Germany’s high command realized that America was poised to enter the war but judged that Germany nevertheless had an opportunity to win decisively on the Western Front in 1917...

...the resulting Versailles Treaty contained an unworkable mixture of revenge and idealism. This set the stage for another, more destructive world war. The UN and other post-WW II international institutions were designed as a second try by Wilson’s intellectual and political heirs.

Judged by aspirations, the UN and other such organizations are failures...

On the whole, I tend to think that America and the world would do better with less Wilsonian idealism but closer attention to the elements of national power, to history, to how wars are won and lost — and better yet, avoided when possible...” [Rockingham, post 65]

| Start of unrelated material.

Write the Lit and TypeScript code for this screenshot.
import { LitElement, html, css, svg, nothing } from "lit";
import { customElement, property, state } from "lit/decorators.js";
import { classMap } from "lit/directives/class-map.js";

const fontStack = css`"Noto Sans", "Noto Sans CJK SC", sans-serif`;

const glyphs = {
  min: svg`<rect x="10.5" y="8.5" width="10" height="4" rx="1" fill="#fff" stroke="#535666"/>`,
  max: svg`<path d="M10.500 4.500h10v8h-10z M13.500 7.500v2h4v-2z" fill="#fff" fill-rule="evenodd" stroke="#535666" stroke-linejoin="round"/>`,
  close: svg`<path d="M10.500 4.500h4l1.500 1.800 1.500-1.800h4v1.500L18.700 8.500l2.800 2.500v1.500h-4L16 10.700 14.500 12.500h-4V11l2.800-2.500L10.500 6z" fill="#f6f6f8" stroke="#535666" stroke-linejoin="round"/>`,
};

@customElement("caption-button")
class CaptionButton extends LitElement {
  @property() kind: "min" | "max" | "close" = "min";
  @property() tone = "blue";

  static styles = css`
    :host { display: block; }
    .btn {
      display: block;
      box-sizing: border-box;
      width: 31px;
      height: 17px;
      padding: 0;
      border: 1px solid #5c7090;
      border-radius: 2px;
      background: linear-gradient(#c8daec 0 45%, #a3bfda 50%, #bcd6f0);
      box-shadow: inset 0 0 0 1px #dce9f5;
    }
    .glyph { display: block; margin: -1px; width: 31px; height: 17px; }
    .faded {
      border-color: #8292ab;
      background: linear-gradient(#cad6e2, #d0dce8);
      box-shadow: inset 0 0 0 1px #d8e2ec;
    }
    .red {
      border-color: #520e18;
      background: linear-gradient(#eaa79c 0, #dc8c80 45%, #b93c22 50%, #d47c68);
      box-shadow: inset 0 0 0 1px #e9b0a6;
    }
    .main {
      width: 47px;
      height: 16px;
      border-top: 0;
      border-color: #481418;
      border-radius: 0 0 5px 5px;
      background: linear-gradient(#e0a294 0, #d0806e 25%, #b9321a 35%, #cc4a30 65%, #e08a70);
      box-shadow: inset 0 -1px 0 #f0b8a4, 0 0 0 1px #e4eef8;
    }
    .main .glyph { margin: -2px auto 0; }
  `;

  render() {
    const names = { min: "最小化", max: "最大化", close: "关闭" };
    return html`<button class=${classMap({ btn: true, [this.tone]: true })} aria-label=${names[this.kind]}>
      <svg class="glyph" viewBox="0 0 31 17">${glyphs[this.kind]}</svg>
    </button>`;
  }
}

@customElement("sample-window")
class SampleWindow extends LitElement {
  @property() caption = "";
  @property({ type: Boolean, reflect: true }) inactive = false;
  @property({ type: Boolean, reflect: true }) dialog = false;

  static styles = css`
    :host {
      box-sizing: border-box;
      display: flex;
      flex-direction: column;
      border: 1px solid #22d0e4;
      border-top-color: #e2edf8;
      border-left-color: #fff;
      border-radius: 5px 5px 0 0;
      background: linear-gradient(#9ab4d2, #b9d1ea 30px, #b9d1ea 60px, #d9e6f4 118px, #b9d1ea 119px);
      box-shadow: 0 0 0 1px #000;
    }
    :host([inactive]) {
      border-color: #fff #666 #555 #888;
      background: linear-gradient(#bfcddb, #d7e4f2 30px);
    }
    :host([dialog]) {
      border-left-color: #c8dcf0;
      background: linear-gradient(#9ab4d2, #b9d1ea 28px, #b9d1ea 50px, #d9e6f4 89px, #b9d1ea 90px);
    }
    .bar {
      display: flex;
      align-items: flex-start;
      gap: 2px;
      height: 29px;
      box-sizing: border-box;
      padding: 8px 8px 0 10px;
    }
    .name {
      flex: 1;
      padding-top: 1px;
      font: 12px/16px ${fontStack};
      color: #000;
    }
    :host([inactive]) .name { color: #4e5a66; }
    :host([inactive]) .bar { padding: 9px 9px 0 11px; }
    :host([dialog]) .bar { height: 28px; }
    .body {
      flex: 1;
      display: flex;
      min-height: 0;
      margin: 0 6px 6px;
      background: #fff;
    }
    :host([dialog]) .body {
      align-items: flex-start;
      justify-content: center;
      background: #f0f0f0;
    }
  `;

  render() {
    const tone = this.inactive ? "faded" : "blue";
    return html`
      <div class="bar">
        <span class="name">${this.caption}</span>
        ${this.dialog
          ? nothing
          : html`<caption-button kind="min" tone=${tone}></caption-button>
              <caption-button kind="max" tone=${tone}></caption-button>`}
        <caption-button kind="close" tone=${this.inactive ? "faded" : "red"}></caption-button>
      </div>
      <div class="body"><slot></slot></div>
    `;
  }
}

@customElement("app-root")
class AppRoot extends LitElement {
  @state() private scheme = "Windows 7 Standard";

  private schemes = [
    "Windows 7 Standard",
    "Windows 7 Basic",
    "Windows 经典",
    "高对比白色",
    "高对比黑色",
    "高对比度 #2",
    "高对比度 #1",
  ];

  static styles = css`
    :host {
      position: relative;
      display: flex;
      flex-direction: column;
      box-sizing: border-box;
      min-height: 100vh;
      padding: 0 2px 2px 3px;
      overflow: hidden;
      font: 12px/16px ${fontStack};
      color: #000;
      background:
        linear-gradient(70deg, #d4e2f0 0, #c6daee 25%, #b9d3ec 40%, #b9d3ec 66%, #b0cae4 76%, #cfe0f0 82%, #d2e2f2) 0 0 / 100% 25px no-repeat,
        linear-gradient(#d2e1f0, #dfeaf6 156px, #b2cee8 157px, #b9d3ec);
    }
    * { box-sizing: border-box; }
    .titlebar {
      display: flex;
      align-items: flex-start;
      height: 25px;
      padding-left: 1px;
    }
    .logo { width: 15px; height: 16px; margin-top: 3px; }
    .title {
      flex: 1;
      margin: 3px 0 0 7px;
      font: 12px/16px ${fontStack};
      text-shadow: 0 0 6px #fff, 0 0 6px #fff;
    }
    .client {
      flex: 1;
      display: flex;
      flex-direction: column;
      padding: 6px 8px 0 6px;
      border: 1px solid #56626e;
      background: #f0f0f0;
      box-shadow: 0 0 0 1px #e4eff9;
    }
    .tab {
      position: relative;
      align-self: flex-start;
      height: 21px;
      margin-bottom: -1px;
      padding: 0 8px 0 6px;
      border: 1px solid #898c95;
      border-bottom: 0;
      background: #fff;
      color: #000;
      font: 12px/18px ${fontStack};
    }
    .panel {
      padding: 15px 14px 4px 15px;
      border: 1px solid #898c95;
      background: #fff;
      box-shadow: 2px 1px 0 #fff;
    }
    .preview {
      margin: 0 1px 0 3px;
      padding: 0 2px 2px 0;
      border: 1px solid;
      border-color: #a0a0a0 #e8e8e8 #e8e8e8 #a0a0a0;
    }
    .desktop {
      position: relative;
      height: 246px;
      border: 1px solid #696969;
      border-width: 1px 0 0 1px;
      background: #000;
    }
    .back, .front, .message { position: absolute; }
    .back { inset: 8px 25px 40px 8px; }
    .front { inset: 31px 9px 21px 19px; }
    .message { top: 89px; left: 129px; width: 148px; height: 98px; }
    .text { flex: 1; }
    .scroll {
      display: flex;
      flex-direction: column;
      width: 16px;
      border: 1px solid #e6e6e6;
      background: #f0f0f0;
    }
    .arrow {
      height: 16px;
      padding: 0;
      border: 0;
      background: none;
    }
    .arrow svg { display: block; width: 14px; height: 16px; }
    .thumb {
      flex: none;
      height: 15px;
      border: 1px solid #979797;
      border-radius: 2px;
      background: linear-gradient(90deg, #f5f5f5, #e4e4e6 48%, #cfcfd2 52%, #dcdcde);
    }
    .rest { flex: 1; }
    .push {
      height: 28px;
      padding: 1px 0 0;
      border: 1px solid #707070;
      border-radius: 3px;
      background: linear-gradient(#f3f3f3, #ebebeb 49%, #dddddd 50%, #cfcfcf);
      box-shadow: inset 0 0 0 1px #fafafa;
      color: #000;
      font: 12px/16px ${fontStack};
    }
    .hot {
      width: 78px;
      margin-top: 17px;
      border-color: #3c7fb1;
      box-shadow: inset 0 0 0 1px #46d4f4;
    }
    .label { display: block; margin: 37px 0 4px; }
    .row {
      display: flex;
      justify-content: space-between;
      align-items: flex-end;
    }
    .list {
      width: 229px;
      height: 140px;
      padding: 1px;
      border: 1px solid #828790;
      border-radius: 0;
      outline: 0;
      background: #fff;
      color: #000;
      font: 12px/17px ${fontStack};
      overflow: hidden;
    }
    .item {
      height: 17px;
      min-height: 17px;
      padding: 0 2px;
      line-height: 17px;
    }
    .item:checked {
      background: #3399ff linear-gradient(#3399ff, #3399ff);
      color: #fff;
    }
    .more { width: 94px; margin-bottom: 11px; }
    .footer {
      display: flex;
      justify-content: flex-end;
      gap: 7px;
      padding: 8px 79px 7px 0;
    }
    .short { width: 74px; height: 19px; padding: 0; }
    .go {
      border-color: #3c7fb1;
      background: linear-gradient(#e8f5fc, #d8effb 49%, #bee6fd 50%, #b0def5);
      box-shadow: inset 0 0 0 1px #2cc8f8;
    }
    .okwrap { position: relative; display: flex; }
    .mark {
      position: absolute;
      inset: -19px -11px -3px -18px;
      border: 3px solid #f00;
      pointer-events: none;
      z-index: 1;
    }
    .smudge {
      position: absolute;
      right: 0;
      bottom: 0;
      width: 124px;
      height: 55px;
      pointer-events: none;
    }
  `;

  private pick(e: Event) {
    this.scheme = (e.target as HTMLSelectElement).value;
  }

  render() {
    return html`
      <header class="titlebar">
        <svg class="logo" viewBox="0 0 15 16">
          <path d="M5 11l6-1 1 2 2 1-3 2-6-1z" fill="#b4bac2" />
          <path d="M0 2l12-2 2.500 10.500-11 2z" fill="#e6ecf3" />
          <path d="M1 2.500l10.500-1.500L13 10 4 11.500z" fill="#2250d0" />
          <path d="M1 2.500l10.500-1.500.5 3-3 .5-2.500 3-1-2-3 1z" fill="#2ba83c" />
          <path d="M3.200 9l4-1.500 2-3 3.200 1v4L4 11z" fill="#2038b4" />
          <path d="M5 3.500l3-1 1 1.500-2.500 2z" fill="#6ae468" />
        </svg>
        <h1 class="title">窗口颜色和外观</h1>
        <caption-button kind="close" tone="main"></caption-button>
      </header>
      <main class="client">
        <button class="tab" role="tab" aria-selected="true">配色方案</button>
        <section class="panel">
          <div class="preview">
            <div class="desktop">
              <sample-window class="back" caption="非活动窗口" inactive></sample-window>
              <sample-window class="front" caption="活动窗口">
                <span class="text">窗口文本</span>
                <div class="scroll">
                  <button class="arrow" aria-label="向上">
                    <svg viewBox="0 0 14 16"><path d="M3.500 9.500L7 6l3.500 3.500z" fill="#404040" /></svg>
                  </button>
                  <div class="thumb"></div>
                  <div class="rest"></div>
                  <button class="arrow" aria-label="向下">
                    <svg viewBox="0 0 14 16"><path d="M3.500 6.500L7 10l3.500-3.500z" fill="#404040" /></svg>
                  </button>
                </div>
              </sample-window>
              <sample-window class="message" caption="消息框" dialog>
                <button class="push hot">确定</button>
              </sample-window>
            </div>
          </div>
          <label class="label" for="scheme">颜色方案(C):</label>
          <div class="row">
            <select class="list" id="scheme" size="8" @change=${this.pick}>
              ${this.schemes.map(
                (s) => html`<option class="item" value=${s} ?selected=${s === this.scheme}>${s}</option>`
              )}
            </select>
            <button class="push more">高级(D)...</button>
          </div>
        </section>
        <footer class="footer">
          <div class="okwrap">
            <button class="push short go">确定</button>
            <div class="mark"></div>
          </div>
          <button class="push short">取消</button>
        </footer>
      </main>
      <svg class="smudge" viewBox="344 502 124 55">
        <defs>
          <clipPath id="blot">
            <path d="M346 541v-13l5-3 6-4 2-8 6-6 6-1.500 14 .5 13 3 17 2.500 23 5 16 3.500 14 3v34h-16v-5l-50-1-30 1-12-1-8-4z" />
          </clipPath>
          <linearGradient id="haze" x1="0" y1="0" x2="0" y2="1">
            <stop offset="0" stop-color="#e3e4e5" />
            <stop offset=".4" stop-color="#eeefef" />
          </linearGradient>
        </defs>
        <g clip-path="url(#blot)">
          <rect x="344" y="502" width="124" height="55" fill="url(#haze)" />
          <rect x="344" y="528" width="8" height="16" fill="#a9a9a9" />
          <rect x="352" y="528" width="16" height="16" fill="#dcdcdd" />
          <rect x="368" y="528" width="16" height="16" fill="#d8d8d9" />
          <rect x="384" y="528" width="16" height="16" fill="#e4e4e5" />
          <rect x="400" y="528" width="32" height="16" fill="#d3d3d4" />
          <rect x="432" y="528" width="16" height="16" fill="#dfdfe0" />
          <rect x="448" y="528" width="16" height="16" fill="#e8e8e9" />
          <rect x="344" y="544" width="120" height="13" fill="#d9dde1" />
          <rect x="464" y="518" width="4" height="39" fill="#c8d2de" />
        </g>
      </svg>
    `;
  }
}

There were many more American lives lost than just the 130 or so who died when RMS Lusitania was attacked, a couple miles off Ireland’s coast. More indicative of a pattern of behavior by Imperial Germans, not a fluke nor an isolated incident. The US government protested formally, more than once.

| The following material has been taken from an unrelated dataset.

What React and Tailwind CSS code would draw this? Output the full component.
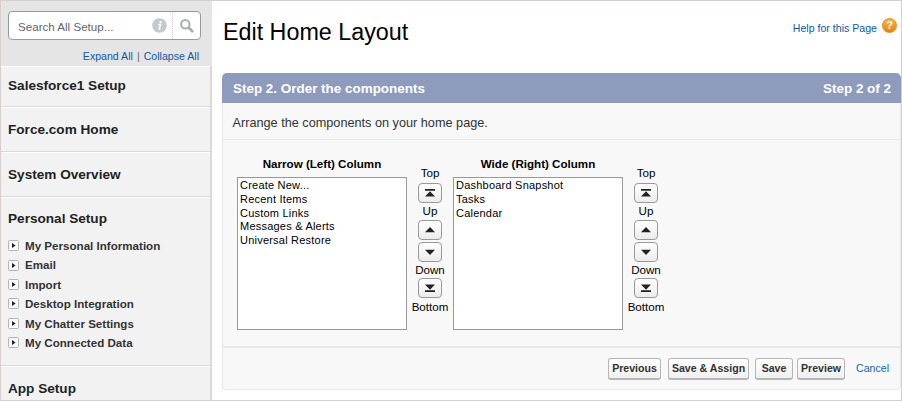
import React from 'react';

const SECTIONS = [
  { title: 'Salesforce1 Setup', height: 'h-[41px] pt-[12px]' },
  { title: 'Force.com Home', height: 'h-[45px] pt-[15px]' },
  { title: 'System Overview', height: 'h-[45px] pt-[15px]' },
  {
    title: 'Personal Setup',
    height: 'h-[169px] pt-[14px]',
    items: [
      'My Personal Information',
      'Email',
      'Import',
      'Desktop Integration',
      'My Chatter Settings',
      'My Connected Data'
    ]
  },
  { title: 'App Setup', height: 'h-[40px] pt-[15px]' }
];

const COLUMNS = [
  {
    title: 'Narrow (Left) Column',
    options: ['Create New...', 'Recent Items', 'Custom Links', 'Messages & Alerts', 'Universal Restore']
  },
  {
    title: 'Wide (Right) Column',
    options: ['Dashboard Snapshot', 'Tasks', 'Calendar']
  }
];

const ACTIONS = [
  { label: 'Previous', style: 'w-[53px] mr-[7px]' },
  { label: 'Save & Assign', style: 'w-[81px] mr-[6px]' },
  { label: 'Save', style: 'w-[38px] mr-[4px]' },
  { label: 'Preview', style: 'w-[48px] mr-[11px]' }
];

const ARROWS = {
  top: <path d="M1 1h10v1.7H1zM6 3.2 11 8.6H1z" />,
  up: <path d="M6 2 11 7.2H1z" />,
  down: <path d="M6 8 11 2.8H1z" />,
  bottom: <path d="M1 7.3h10V9H1zM6 6.8 11 1.4H1z" />
};

const ArrowButton = ({ type }) => (
  <button className="flex h-5 w-6 shrink-0 items-center justify-center rounded-[4px] border border-[#999] bg-linear-to-b from-white to-[#ececec]">
    <svg viewBox="0 0 12 10" className="h-[10px] w-3 shrink-0 fill-[#222]">{ARROWS[type]}</svg>
  </button>
);

const Sidebar = () => (
  <aside className="flex w-[211px] shrink-0 flex-col">
    <div className="h-[65px] shrink-0 bg-[#e5e5e5] pt-[10px] pl-[7px]">
      <div className="flex h-[29px] w-[193px] items-center rounded-[4px] border border-[#999] bg-white">
        <span className="w-[143px] shrink-0 pt-[2px] pl-[9px] text-[11.6px] text-[#666]">Search All Setup...</span>
        <svg viewBox="0 0 15 15" className="h-[15px] w-[15px] shrink-0">
          <circle cx="7.5" cy="7.5" r="7.3" fill="#c6c9cb" />
          <circle cx="8.5" cy="4.1" r="1.2" fill="#fff" />
          <path d="M6.3 6.6h2.1L7.3 11h1.2" fill="none" stroke="#fff" strokeWidth="1.5" />
        </svg>
        <span className="ml-[5px] h-full border-l border-dotted border-[#ccc]" />
        <svg viewBox="0 0 16 16" className="ml-[6px] h-4 w-4 shrink-0">
          <circle cx="6.3" cy="6.3" r="4.2" fill="none" stroke="#aaadaf" strokeWidth="2" />
          <path d="M9.5 9.5 14 14" stroke="#aaadaf" strokeWidth="2.6" />
        </svg>
      </div>
      <div className="mt-[9px] flex w-[191px] justify-end text-[10.6px] leading-[14px] text-[#1058a5]">
        <a>Expand All</a>
        <span className="mx-[4px] text-[#667]">|</span>
        <a>Collapse All</a>
      </div>
    </div>

    {SECTIONS.map(section => (
      <section
        key={section.title}
        className={`${section.height} shrink-0 border-r-2 border-b border-[#dadada] bg-[#f2f2f2] pl-[7px] shadow-[inset_0_1px_0_#fff]`}
      >
        <h2 className="text-[13.6px] leading-4 font-bold text-[#222]">{section.title}</h2>
        {section.items && (
          <ul className="mt-[9px]">
            {section.items.map(item => (
              <li key={item} className="flex h-[19.4px] items-center text-[11.6px] font-bold text-[#333]">
                <svg viewBox="0 0 11 11" className="mr-[6px] h-[11px] w-[11px]">
                  <rect x=".5" y=".5" width="10" height="10" rx="1" fill="#fafafa" stroke="#b4b4b4" />
                  <path d="M4 3v5l3.6-2.5z" fill="#222" />
                </svg>
                {item}
              </li>
            ))}
          </ul>
        )}
      </section>
    ))}
  </aside>
);

const OrderColumn = ({ title, options }) => (
  <div className="flex w-[216px]">
    <div className="w-[170px]">
      <h3 className="mb-[6px] text-center text-[11.6px] leading-[14px] font-bold text-black">{title}</h3>
      <ul className="h-[153px] border border-[#999] bg-white pt-px pl-[2px] text-[11px] leading-[13.8px] tracking-[.22px] text-black">
        {options.map(option => (
          <li key={option}>{option}</li>
        ))}
      </ul>
    </div>
    <div className="flex w-[46px] flex-col items-center pt-[9px] text-[11.6px] leading-[14px] text-black">
      <span className="mb-[3px]">Top</span>
      <ArrowButton type="top" />
      <span className="mt-px mb-[2px]">Up</span>
      <ArrowButton type="up" />
      <span className="h-[2px]" />
      <ArrowButton type="down" />
      <span className="mt-px mb-px">Down</span>
      <ArrowButton type="bottom" />
      <span className="mt-[2px]">Bottom</span>
    </div>
  </div>
);

const App = () => {
  return (
    <div className="flex h-[401px] w-[902px] overflow-hidden border border-[#d9cece] bg-white font-['Liberation_Sans',Arial,sans-serif]">
      <Sidebar />

      <main className="flex min-w-0 flex-1 flex-col pl-[10px]">
        <header className="flex h-[72px] shrink-0 justify-between pr-[4px]">
          <h1 className="pt-[16px] pl-px text-[23.3px] leading-[30px] text-black">Edit Home Layout</h1>
          <div className="flex items-start gap-[5px] pt-[17px] text-[10.6px] leading-[15px] text-[#1058a5]">
            <a className="pt-[3px]">Help for this Page</a>
            <span className="flex h-[15px] w-[15px] items-center justify-center rounded-full border border-[#d98a1a] bg-linear-to-b from-[#f8b64c] to-[#e58300] text-[11px] font-bold text-white">
              ?
            </span>
          </div>
        </header>

        <div className="flex h-[30px] shrink-0 items-center justify-between rounded-t-[5px] bg-[#8e9bbd] pt-[2px] pr-[10px] pl-[11px] text-[13.45px] font-bold text-white">
          <span>Step 2. Order the components</span>
          <span>Step 2 of 2</span>
        </div>

        <div className="h-[287px] shrink-0 rounded-b-[4px] border border-t-0 border-[#e8e8e8] bg-[#f8f8f8]">
          <p className="h-[37px] border-b border-[#e8e8e8] pt-[12px] pl-[9.5px] text-[12.7px] leading-4 text-[#333]">
            Arrange the components on your home page.
          </p>

          <div className="flex h-[208px] border-b-2 border-[#e8e8e8] pt-[17px] pl-[14px]">
            {COLUMNS.map(column => (
              <OrderColumn key={column.title} title={column.title} options={column.options} />
            ))}
          </div>

          <div className="flex items-center justify-end pt-[10px] pr-[11px] text-[10.6px]">
            {ACTIONS.map(action => (
              <button
                key={action.label}
                className={`${action.style} h-[22px] shrink-0 rounded-[3px] border border-b-2 border-[#b5b5b5] bg-linear-to-b from-white to-[#f0f0f0] font-bold whitespace-nowrap text-[#333]`}
              >
                {action.label}
              </button>
            ))}
            <a className="text-[#1565b0]">Cancel</a>
          </div>
        </div>
      </main>
    </div>
  );
};

export default App;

Britain’s situation was more serious than propaganda admitted to, more serious than the UK public understood. Days after the United States declared war in 1917, RADM William S Sims, USN, sat down for his first meeting with ADM John Jellicoe, then First Sea Lord. Sims was told that only six months’ supply of wheat was in country. The Admiralty estimated that the British would have to capitulate by 1 November. King George V agreed with this assessment; Prime Minister David Lloyd George was more optimistic.

Nobody really in the know had confidence that any response would be successful.

The Imperial German government was not unanimous on unrestricted submarine warfare; Chancellor Theobald von Bethmann-Hollweg argued against it, predicting it would provoke American entry on the Allied side; ultimately, Paul von Hindenburg & Erich Ludendorff decided to go ahead with it (Kaiser William - officially Supreme War Lord and commander of all Imperial German armed forces - was himself ambivalent, but had by this point been reduced to a figurehead).

Can’t disagree on the flaws of T Woodrow Wilson, a man of outsize ego, unrealistic in his idealistic notions, and (worst of all) his infatuation with Progressivism. But none of that can inform us as to the strategic utility of this or that action on the world stage, nor of the usefulness in general of supranational organizations. Measurement of these proceeds along different axes. An assertion after the fact that course-of-action “X” was tougher than we expected, therefore we never should have tried in the first place, is puerile.

Railing against the 1919 Treaty of Versailles is empty noise. From the beginning of European history, warring nations concluded treaties that fixed blame and assessed reparations; the one that formally ended World War One was nothing unusual in either respect. Germans claiming otherwise were merely playing the victim card. The Allies were not at fault for being “mean” to them, but for not convincing them they had been defeated. Subsequent Allied weakness and irresolution convinced them they could get away with bad behavior if they tried a second time.